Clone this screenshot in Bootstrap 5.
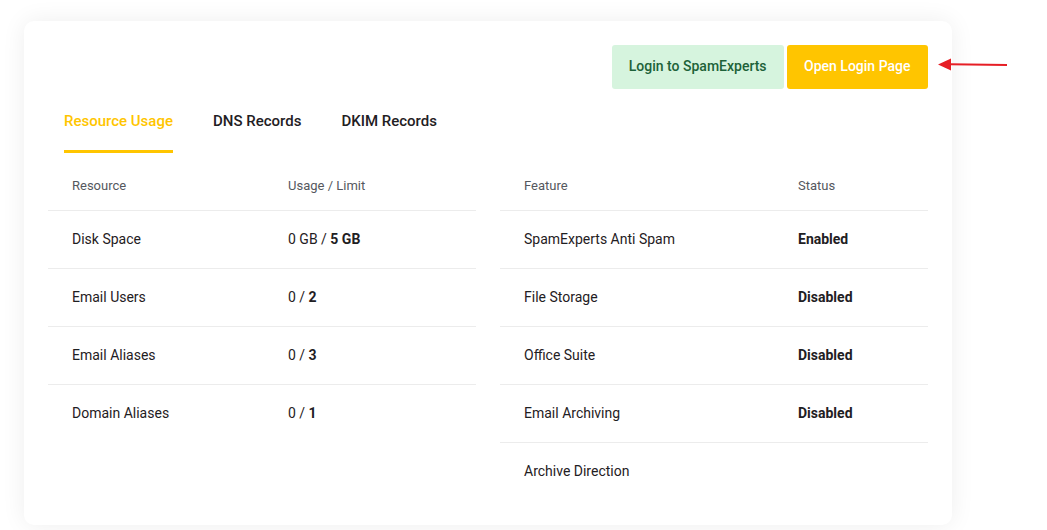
<!DOCTYPE html>
<html lang="en">

<head>
    <meta charset="UTF-8">
    <meta name="viewport" content="width=device-width, initial-scale=1.0">
    <title>Email Hosting</title>
    <link href="https://cdn.jsdelivr.net/npm/bootstrap@5.3.0/dist/css/bootstrap.min.css" rel="stylesheet">
    <style>
        html, body { height: 100%; overflow: hidden; }
        body {
            background: #fff;
            font-family: Roboto, "Liberation Sans", sans-serif;
            font-size: 14px;
            color: #1f2023;
            padding: 21px 95px 0 24px;
        }
        .panel-box {
            position: relative;
            height: 504px;
            background: #fff;
            border-radius: 10px;
            padding: 24px;
            box-shadow: 0 0 24px rgba(0, 0, 0, .07);
        }
        .btn-row { gap: 3px; }
        .btn-spam, .btn-open {
            height: 44px;
            padding: 0 17px 2px;
            font-size: 14px;
            font-weight: 500;
            line-height: 42px;
            border: 0;
            border-radius: 3px;
        }
        .btn-spam { background: #d6f4de; color: #1d6239; }
        .btn-open { padding: 0 17.5px 2px; background: #ffc500; color: #fff; }
        .tab-row { padding: 0 16px; gap: 40px; }
        .tab-row .nav-link {
            padding: 21px 0 17px;
            font-size: 15px;
            line-height: 23px;
            font-weight: 500;
            color: #1f2023;
            border-bottom: 3px solid transparent;
        }
        .tab-row .nav-link.active { color: #ffc500; border-bottom-color: #ffc500; }
        .usage-table { margin: 0; table-layout: fixed; font-size: 14px; color: #1f2023; }
        .usage-table th, .usage-table td {
            height: 58px;
            padding: 0 0 0 24px;
            vertical-align: middle;
            border-bottom: 1px solid #ececec;
            box-shadow: none;
        }
        .usage-table th {
            height: 49px;
            font-size: 13px;
            font-weight: 400;
            color: #55585e;
        }
        .usage-table tr:last-child td { border-bottom: 0; }
        .usage-table b { font-weight: 700; }
        .col-left { width: 216px; }
        .col-right { width: 274px; }
        .note-arrow { position: absolute; left: 914px; top: 37px; }
    </style>
</head>

<body>
    <div class="panel-box">
        <div class="d-flex justify-content-end btn-row">
            <button type="button" class="btn btn-spam">Login to SpamExperts</button>
            <button type="button" class="btn btn-open">Open Login Page</button>
        </div>

        <ul class="nav tab-row">
            <li class="nav-item"><a class="nav-link active" href="#">Resource Usage</a></li>
            <li class="nav-item"><a class="nav-link" href="#">DNS Records</a></li>
            <li class="nav-item"><a class="nav-link" href="#">DKIM Records</a></li>
        </ul>

        <div class="d-flex gap-4 mt-2">
            <div class="flex-fill w-50">
                <table class="table usage-table">
                    <thead>
                        <tr><th class="col-left">Resource</th><th>Usage / Limit</th></tr>
                    </thead>
                    <tbody>
                        <tr><td>Disk Space</td><td>0 GB / <b>5 GB</b></td></tr>
                        <tr><td>Email Users</td><td>0 / <b>2</b></td></tr>
                        <tr><td>Email Aliases</td><td>0 / <b>3</b></td></tr>
                        <tr><td>Domain Aliases</td><td>0 / <b>1</b></td></tr>
                    </tbody>
                </table>
            </div>
            <div class="flex-fill w-50">
                <table class="table usage-table">
                    <thead>
                        <tr><th class="col-right">Feature</th><th>Status</th></tr>
                    </thead>
                    <tbody>
                        <tr><td>SpamExperts Anti Spam</td><td><b>Enabled</b></td></tr>
                        <tr><td>File Storage</td><td><b>Disabled</b></td></tr>
                        <tr><td>Office Suite</td><td><b>Disabled</b></td></tr>
                        <tr><td>Email Archiving</td><td><b>Disabled</b></td></tr>
                        <tr><td>Archive Direction</td><td></td></tr>
                    </tbody>
                </table>
            </div>
        </div>

        <svg class="note-arrow" width="72" height="14" viewBox="0 0 72 14">
            <path d="M69 7 L12 6.2" stroke="#e61e25" stroke-width="2" fill="none"/>
            <path d="M0 6.5 L13 0.5 L13 12.5 Z" fill="#e61e25"/>
        </svg>
    </div>
</body>

</html>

———

__Task__.
Working from the material above, transcribe it exactly while omitting pictures.

__Complete answer__.
Clone this screenshot in Bootstrap 5.
<!DOCTYPE html>
<html lang="en">

<head>
    <meta charset="UTF-8">
    <meta name="viewport" content="width=device-width, initial-scale=1.0">
    <title>Email Hosting</title>
    <link href="https://cdn.jsdelivr.net/npm/bootstrap@5.3.0/dist/css/bootstrap.min.css" rel="stylesheet">
    <style>
        html, body { height: 100%; overflow: hidden; }
        body {
            background: #fff;
            font-family: Roboto, "Liberation Sans", sans-serif;
            font-size: 14px;
            color: #1f2023;
            padding: 21px 95px 0 24px;
        }
        .panel-box {
            position: relative;
            height: 504px;
            background: #fff;
            border-radius: 10px;
            padding: 24px;
            box-shadow: 0 0 24px rgba(0, 0, 0, .07);
        }
        .btn-row { gap: 3px; }
        .btn-spam, .btn-open {
            height: 44px;
            padding: 0 17px 2px;
            font-size: 14px;
            font-weight: 500;
            line-height: 42px;
            border: 0;
            border-radius: 3px;
        }
        .btn-spam { background: #d6f4de; color: #1d6239; }
        .btn-open { padding: 0 17.5px 2px; background: #ffc500; color: #fff; }
        .tab-row { padding: 0 16px; gap: 40px; }
        .tab-row .nav-link {
            padding: 21px 0 17px;
            font-size: 15px;
            line-height: 23px;
            font-weight: 500;
            color: #1f2023;
            border-bottom: 3px solid transparent;
        }
        .tab-row .nav-link.active { color: #ffc500; border-bottom-color: #ffc500; }
        .usage-table { margin: 0; table-layout: fixed; font-size: 14px; color: #1f2023; }
        .usage-table th, .usage-table td {
            height: 58px;
            padding: 0 0 0 24px;
            vertical-align: middle;
            border-bottom: 1px solid #ececec;
            box-shadow: none;
        }
        .usage-table th {
            height: 49px;
            font-size: 13px;
            font-weight: 400;
            color: #55585e;
        }
        .usage-table tr:last-child td { border-bottom: 0; }
        .usage-table b { font-weight: 700; }
        .col-left { width: 216px; }
        .col-right { width: 274px; }
        .note-arrow { position: absolute; left: 914px; top: 37px; }
    </style>
</head>

<body>
    <div class="panel-box">
        <div class="d-flex justify-content-end btn-row">
            <button type="button" class="btn btn-spam">Login to SpamExperts</button>
            <button type="button" class="btn btn-open">Open Login Page</button>
        </div>

        <ul class="nav tab-row">
            <li class="nav-item"><a class="nav-link active" href="#">Resource Usage</a></li>
            <li class="nav-item"><a class="nav-link" href="#">DNS Records</a></li>
            <li class="nav-item"><a class="nav-link" href="#">DKIM Records</a></li>
        </ul>

        <div class="d-flex gap-4 mt-2">
            <div class="flex-fill w-50">
                <table class="table usage-table">
                    <thead>
                        <tr><th class="col-left">Resource</th><th>Usage / Limit</th></tr>
                    </thead>
                    <tbody>
                        <tr><td>Disk Space</td><td>0 GB / <b>5 GB</b></td></tr>
                        <tr><td>Email Users</td><td>0 / <b>2</b></td></tr>
                        <tr><td>Email Aliases</td><td>0 / <b>3</b></td></tr>
                        <tr><td>Domain Aliases</td><td>0 / <b>1</b></td></tr>
                    </tbody>
                </table>
            </div>
            <div class="flex-fill w-50">
                <table class="table usage-table">
                    <thead>
                        <tr><th class="col-right">Feature</th><th>Status</th></tr>
                    </thead>
                    <tbody>
                        <tr><td>SpamExperts Anti Spam</td><td><b>Enabled</b></td></tr>
                        <tr><td>File Storage</td><td><b>Disabled</b></td></tr>
                        <tr><td>Office Suite</td><td><b>Disabled</b></td></tr>
                        <tr><td>Email Archiving</td><td><b>Disabled</b></td></tr>
                        <tr><td>Archive Direction</td><td></td></tr>
                    </tbody>
                </table>
            </div>
        </div>

        <svg class="note-arrow" width="72" height="14" viewBox="0 0 72 14">
            <path d="M69 7 L12 6.2" stroke="#e61e25" stroke-width="2" fill="none"/>
            <path d="M0 6.5 L13 0.5 L13 12.5 Z" fill="#e61e25"/>
        </svg>
    </div>
</body>

</html>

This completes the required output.